In recent years, news on migration have been part of our everyday lives. Our analysis studies 10,330 pictures extracted from 42,845 articles published in Hungarian online media between 27th September 2014 and 11th June 2016. Our project aims to automatically identify the most significant topics of the more than ten thousand images.
To be able to build a topic model from the images, the information incorporated by the images had to be converted into textual information. In order to accomplish this task, the labelling service of Clarifai was applied. Then labels were treated as documents, from which topics were extracted with Latent Dirichlet Allocation (LDA). Based on the results of the topic model, the images were organized into seven groups. The first interactive visualization (Topics and their labels ) represents how strongly the topics are related. In other words, it gives an idea of how many times the topics were in the top 3 regarding each image.
We were not only interested in the main topics of the images, but also in the sex and age of the people they represent. Therefore after studying many freely available devices, we decided to create our own sex and age classifier. The results of age and sex identification by topics are shown by interactive diagrams. Furthermore, the correlation between our findings and Eurostat data regarding demography is also visualized.
Finally, we intended to identify what emotions of the refugees are documented by the images, hence we trained our own emotion recognition algorithm. Two visualizations illustrate the most dominant emotions per topics. The project targets a wide audience, namely the public, since migration is considered a serious contemporary issue, affecting millions of people.

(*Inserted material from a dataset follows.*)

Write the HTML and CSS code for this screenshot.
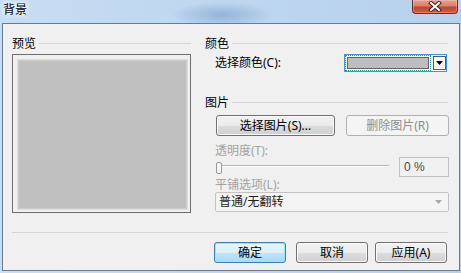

What makes this project innovative?
On the one hand, this is the single webpage that makes accessible and searchable a significant amount of online media articles and images on Hungarian migration crisis. It can be considered an open repository.
On the other hand, what makes our venture exceptional is the fact that images relating to migration are not only gathered, but also processed by colorful machine learning techniques. The data is analyzed with various methods (topic modelling, automatic face detection, gender and age identification, automatic emotion detection), which allow the reader to get a complex picture on the issue. Moreover readers are not left alone with the outcomes of the analysis, but the results are interpreted and contrasted with that of other researches. The figures (i.e. interactive dashboards, charts, static visualizations, collection of images) help one comprehend the data with less effort and see the correlations. Consequently the project encourages one to think critically about the migration crisis.
What was the impact of your project? How did you measure it?
Source and methodology
1) Topic model
To be able to build a topic model from the images, the information incorporated by the images had to be converted into textual information. In order to accomplish this task, the labelling service of Clarifai was applied. It matches each image with a relevant label on the basis of its content and provides the level of relevance, expressed in certainty values. Only those labels were considered which value was above 0.75. The labels that belonged to less than 25 images were excluded.
2) Automatic face detection
We had tested many freely available face detection devices, but finally we decided to use the pre-trained Haar Cascade model of the OpenCV library. Our decision was based on the fact that most of our images are of spontaneous moments, hence people do not look into the camera and their head can be covered by a hat, hood or head-scarf. Comparing with other algorithms, it gave much less false positive results, which convinced us that it is the best choice.
3) Automatic sex and age classification
After studying many freely available devices, we decided to create our own sex and age classifier. Our training data was the IMDB-WIKI-500k dataset, which contains the images and data (sex, age) of the actors of the IMDB data set. With the use of the Keras deep learning framework, a convolunional neural network was trained for sex and age identification
4) Automatic emotion detection
After getting familiar with the freely available devices of emotion recognition, we decided to train our own algorithm, to which we used fer2013 dataset. We trained a convolutional neural network to this task with the use of Keras deep learning framework. It performs at 70% accuracy, which means it provides valid evaluation to 70% of the images identified as a certain emotion. Furthermore, it is able to recall 58%, which means that 58% of the images belonging to a certain emotion is recognized.